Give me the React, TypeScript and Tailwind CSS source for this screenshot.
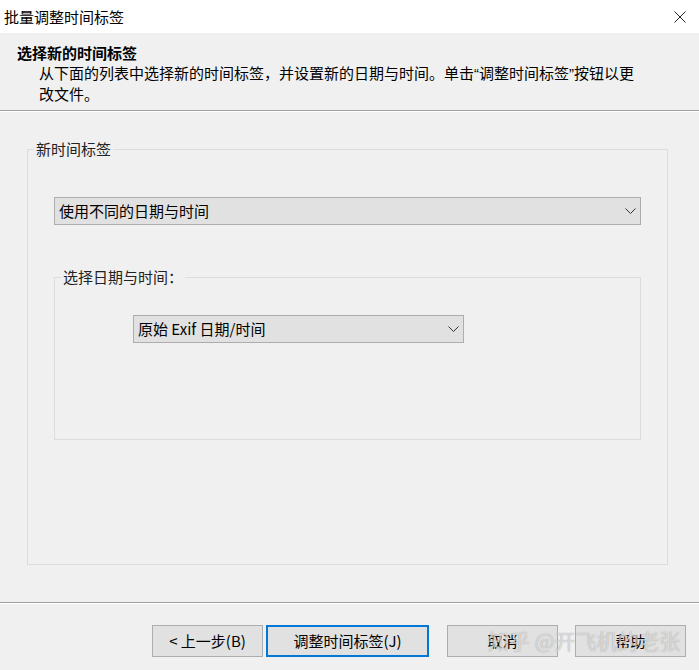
import React from 'react';

const font = '[font-family:"Noto_Sans_CJK_SC","Noto_Sans",sans-serif]';

const Chevron = () => (
  <svg width="11" height="6" viewBox="0 0 11 6" fill="none" className="shrink-0">
    <path d="M0.5 0.5 L5.5 5.5 L10.5 0.5" stroke="#333" strokeWidth="1" />
  </svg>
);

const Dropdown = ({ label, className }: { label: string; className: string }) => (
  <div
    className={`flex h-[28px] items-center justify-between border border-[#adadad] bg-[#e1e1e1] pr-[4px] pl-[4px] text-[15px] leading-[20px] text-black ${className}`}
  >
    <span>{label}</span>
    <Chevron />
  </div>
);

const WizardButton = ({ label, primary }: { label: string; primary?: boolean }) => (
  <button
    className={`flex h-[32px] items-center justify-center bg-[#e1e1e1] text-[15px] text-black ${
      primary ? 'w-[163px] border-2 border-[#0078d7]' : 'w-[111px] border border-[#adadad]'
    }`}
  >
    {label}
  </button>
);

// narrow quote marks, as the dialog font draws them
const Q = ({ c }: { c: string }) => <span className='[font-family:"Liberation_Sans",sans-serif]'>{c}</span>;

const App = () => {
  return (
    <div className={`relative flex h-[670px] w-[699px] flex-col bg-[#f0f0f0] text-black ${font}`}>
      {/* title bar */}
      <div className="flex h-[33px] shrink-0 items-center justify-between bg-white pr-[13px] pl-[4px]">
        <span className="text-[15px] leading-[20px]">批量调整时间标签</span>
        <svg width="12" height="12" viewBox="0 0 12 12" fill="none">
          <path d="M0.5 0.5 L11.5 11.5 M11.5 0.5 L0.5 11.5" stroke="#222" strokeWidth="1" />
        </svg>
      </div>

      {/* header */}
      <div className="flex h-[77px] shrink-0 flex-col pt-[10px] pl-[17px] text-[15px] leading-[20px]">
        <span className="font-bold">选择新的时间标签</span>
        <p className="pl-[22px]">
          从下面的列表中选择新的时间标签，并设置新的日期与时间。单击<Q c="“" />调整时间标签<Q c="”" />按钮以更
          <br />
          改文件。
        </p>
      </div>
      <div className="h-px shrink-0 bg-[#a0a0a0]" />
      <div className="h-px shrink-0 bg-white" />

      {/* body */}
      <div className="h-[490px] shrink-0 pt-[27px] pl-[27px]">
        <fieldset className="h-[426px] w-[638px] border border-[#dcdcdc]">
          <legend className="ml-[6px] px-[2px] text-[15px] leading-[20px] text-[#222]">新时间标签</legend>
          <div className="px-[26px]">
            <Dropdown label="使用不同的日期与时间" className="mt-[38px] w-[587px]" />
            <fieldset className="mt-[42px] h-[173px] w-[587px] border border-[#dcdcdc]">
              <legend className="ml-[6px] px-[2px] text-[15px] leading-[20px] text-[#222]">选择日期与时间：</legend>
              <Dropdown label="原始 Exif 日期/时间" className="mt-[28px] ml-[78px] w-[331px]" />
            </fieldset>
          </div>
        </fieldset>
      </div>

      <div className="h-px shrink-0 bg-[#a0a0a0]" />
      <div className="h-px shrink-0 bg-white" />

      {/* footer */}
      <div className="flex items-start pt-[21px] pl-[152px]">
        <WizardButton label="< 上一步(B)" />
        <div className="w-[3px]" />
        <WizardButton label="调整时间标签(J)" primary />
        <div className="w-[18px]" />
        <WizardButton label="取消" />
        <div className="w-[17px]" />
        <WizardButton label="帮助" />
      </div>

      {/* watermark */}
      <span className="pointer-events-none absolute top-[627px] left-[488px] text-[21px] leading-[26px] text-white/60 [text-shadow:0_0_1px_rgba(90,90,90,0.6)]">
        知乎 @开飞机的老张
      </span>
    </div>
  );
};

export default App;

Stated task: Find the lines containing "React" and list every one of them.

Response:
Give me the React, TypeScript and Tailwind CSS source for this screenshot.
import React from 'react';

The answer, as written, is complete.